#### [MATERIAL PROVIDED]
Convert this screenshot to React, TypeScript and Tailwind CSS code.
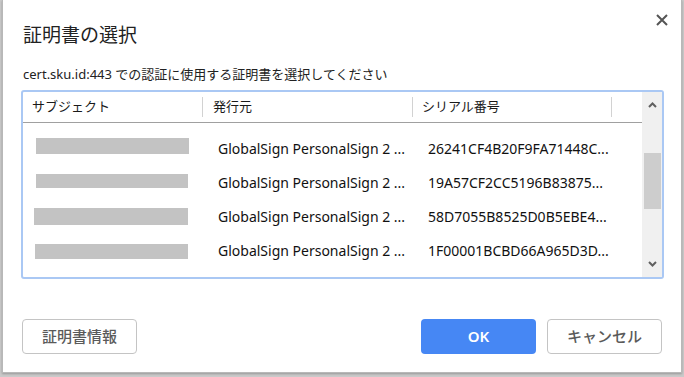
import React from "react";

const rows = [
  { bar: "ml-[13px] w-[153px] h-[16px] mt-[-4px]", serial: "26241CF4B20F9FA71448C..." },
  { bar: "ml-[13px] w-[152px] h-[14px] mt-[-2px]", serial: "19A57CF2CC5196B83875..." },
  { bar: "ml-[11px] w-[154px] h-[17px] mt-[1px]", serial: "58D7055B8525D0B5EBE4..." },
  { bar: "ml-[12px] w-[153px] h-[15px] mt-[2px]", serial: "1F00001BCBD66A965D3D..." },
];

export default function App() {
  return (
    <div
      className="w-[684px] h-[377px] bg-[#c9c9c9] overflow-hidden"
      style={{ fontFamily: '"Noto Sans", "Noto Sans CJK JP", sans-serif' }}
    >
      <div className="relative ml-[2px] w-[680px] h-[373px] bg-white border-x border-b border-[#b8b8b8] shadow-[0_1px_2px_rgba(0,0,0,0.25)]">
        <button className="absolute top-[12px] right-[11px] w-[16px] h-[16px] flex items-center justify-center">
          <svg width="12" height="12" viewBox="0 0 12 12">
            <path d="M1 1L11 11M11 1L1 11" stroke="#555" strokeWidth="2" />
          </svg>
        </button>
        <div className="pl-[20px] pr-[18px] pt-[21px]">
          <div
            className="text-[19px] leading-[26px] text-[#222]"
            style={{ fontFamily: '"Noto Sans CJK JP", sans-serif' }}
          >
            証明書の選択
          </div>
          <div className="mt-[18px] text-[13px] leading-[18px] text-[#222]">
            cert.sku.id:443 での認証に使用する証明書を選択してください
          </div>
        </div>
        <div className="ml-[18px] mt-[7px] w-[643px] h-[189px] rounded-[3px] border-2 border-[#aac8f4] flex overflow-hidden">
          <div className="flex-1 flex flex-col text-[13px] text-[#1a1a1a]">
            <div className="h-[31px] border-b border-[#a0a0a0] flex items-center shrink-0">
              <div className="w-[179px] pl-[9px] flex items-center h-full">サブジェクト</div>
              <div className="w-px h-[20px] bg-[#d2d2d2]" />
              <div className="w-[209px] pl-[10px]">発行元</div>
              <div className="w-px h-[20px] bg-[#d2d2d2]" />
              <div className="w-[198px] pl-[9px]">シリアル番号</div>
              <div className="w-px h-[20px] bg-[#d2d2d2]" />
            </div>
            <div className="pt-[8px] text-[14px] text-[#111]">
              {rows.map((r, i) => (
                <div key={i} className="h-[34px] flex items-center">
                  <div className="w-[180px] flex items-center">
                    <div className={`bg-[#c3c3c3] ${r.bar}`} />
                  </div>
                  <div className="w-[210px] pl-[15px] whitespace-nowrap">GlobalSign PersonalSign 2 ...</div>
                  <div className="w-[199px] pl-[15px] whitespace-nowrap">{r.serial}</div>
                </div>
              ))}
            </div>
          </div>
          <div className="w-[20px] bg-[#f0f0f0] flex flex-col items-center relative">
            <svg className="absolute top-[10px]" width="9" height="6" viewBox="0 0 9 6">
              <path d="M1 5L4.5 1.5L8 5" stroke="#606060" strokeWidth="2" fill="none" />
            </svg>
            <div className="absolute top-[61px] left-[2px] w-[17px] h-[56px] bg-[#cdcdcd]" />
            <svg className="absolute bottom-[10px]" width="9" height="6" viewBox="0 0 9 6">
              <path d="M1 1L4.5 4.5L8 1" stroke="#606060" strokeWidth="2" fill="none" />
            </svg>
          </div>
        </div>
        <div className="mt-[40px] px-[19px] flex items-center">
          <button
            className="w-[115px] h-[35px] rounded-[4px] border border-[#c4c4c4] bg-white text-[15px] font-medium text-[#5a5a5a]"
            style={{ fontFamily: '"Noto Sans CJK JP", sans-serif' }}
          >
            証明書情報
          </button>
          <div className="flex-1" />
          <button className="w-[115px] h-[35px] rounded-[4px] bg-[#4687f4] text-[15px] font-semibold text-white">
            OK
          </button>
          <button
            className="ml-[11px] w-[115px] h-[35px] rounded-[4px] border border-[#c4c4c4] bg-white text-[15px] font-medium text-[#5a5a5a]"
            style={{ fontFamily: '"Noto Sans CJK JP", sans-serif' }}
          >
            キャンセル
          </button>
        </div>
      </div>
    </div>
  );
}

#### [EXERCISE DETAILS]
Using the material above, set down every line exactly, but skip the pictures.

#### [FINISHED TASK]
Convert this screenshot to React, TypeScript and Tailwind CSS code.
import React from "react";

const rows = [
  { bar: "ml-[13px] w-[153px] h-[16px] mt-[-4px]", serial: "26241CF4B20F9FA71448C..." },
  { bar: "ml-[13px] w-[152px] h-[14px] mt-[-2px]", serial: "19A57CF2CC5196B83875..." },
  { bar: "ml-[11px] w-[154px] h-[17px] mt-[1px]", serial: "58D7055B8525D0B5EBE4..." },
  { bar: "ml-[12px] w-[153px] h-[15px] mt-[2px]", serial: "1F00001BCBD66A965D3D..." },
];

export default function App() {
  return (
    <div
      className="w-[684px] h-[377px] bg-[#c9c9c9] overflow-hidden"
      style={{ fontFamily: '"Noto Sans", "Noto Sans CJK JP", sans-serif' }}
    >
      <div className="relative ml-[2px] w-[680px] h-[373px] bg-white border-x border-b border-[#b8b8b8] shadow-[0_1px_2px_rgba(0,0,0,0.25)]">
        <button className="absolute top-[12px] right-[11px] w-[16px] h-[16px] flex items-center justify-center">
          <svg width="12" height="12" viewBox="0 0 12 12">
            <path d="M1 1L11 11M11 1L1 11" stroke="#555" strokeWidth="2" />
          </svg>
        </button>
        <div className="pl-[20px] pr-[18px] pt-[21px]">
          <div
            className="text-[19px] leading-[26px] text-[#222]"
            style={{ fontFamily: '"Noto Sans CJK JP", sans-serif' }}
          >
            証明書の選択
          </div>
          <div className="mt-[18px] text-[13px] leading-[18px] text-[#222]">
            cert.sku.id:443 での認証に使用する証明書を選択してください
          </div>
        </div>
        <div className="ml-[18px] mt-[7px] w-[643px] h-[189px] rounded-[3px] border-2 border-[#aac8f4] flex overflow-hidden">
          <div className="flex-1 flex flex-col text-[13px] text-[#1a1a1a]">
            <div className="h-[31px] border-b border-[#a0a0a0] flex items-center shrink-0">
              <div className="w-[179px] pl-[9px] flex items-center h-full">サブジェクト</div>
              <div className="w-px h-[20px] bg-[#d2d2d2]" />
              <div className="w-[209px] pl-[10px]">発行元</div>
              <div className="w-px h-[20px] bg-[#d2d2d2]" />
              <div className="w-[198px] pl-[9px]">シリアル番号</div>
              <div className="w-px h-[20px] bg-[#d2d2d2]" />
            </div>
            <div className="pt-[8px] text-[14px] text-[#111]">
              {rows.map((r, i) => (
                <div key={i} className="h-[34px] flex items-center">
                  <div className="w-[180px] flex items-center">
                    <div className={`bg-[#c3c3c3] ${r.bar}`} />
                  </div>
                  <div className="w-[210px] pl-[15px] whitespace-nowrap">GlobalSign PersonalSign 2 ...</div>
                  <div className="w-[199px] pl-[15px] whitespace-nowrap">{r.serial}</div>
                </div>
              ))}
            </div>
          </div>
          <div className="w-[20px] bg-[#f0f0f0] flex flex-col items-center relative">
            <svg className="absolute top-[10px]" width="9" height="6" viewBox="0 0 9 6">
              <path d="M1 5L4.5 1.5L8 5" stroke="#606060" strokeWidth="2" fill="none" />
            </svg>
            <div className="absolute top-[61px] left-[2px] w-[17px] h-[56px] bg-[#cdcdcd]" />
            <svg className="absolute bottom-[10px]" width="9" height="6" viewBox="0 0 9 6">
              <path d="M1 1L4.5 4.5L8 1" stroke="#606060" strokeWidth="2" fill="none" />
            </svg>
          </div>
        </div>
        <div className="mt-[40px] px-[19px] flex items-center">
          <button
            className="w-[115px] h-[35px] rounded-[4px] border border-[#c4c4c4] bg-white text-[15px] font-medium text-[#5a5a5a]"
            style={{ fontFamily: '"Noto Sans CJK JP", sans-serif' }}
          >
            証明書情報
          </button>
          <div className="flex-1" />
          <button className="w-[115px] h-[35px] rounded-[4px] bg-[#4687f4] text-[15px] font-semibold text-white">
            OK
          </button>
          <button
            className="ml-[11px] w-[115px] h-[35px] rounded-[4px] border border-[#c4c4c4] bg-white text-[15px] font-medium text-[#5a5a5a]"
            style={{ fontFamily: '"Noto Sans CJK JP", sans-serif' }}
          >
            キャンセル
          </button>
        </div>
      </div>
    </div>
  );
}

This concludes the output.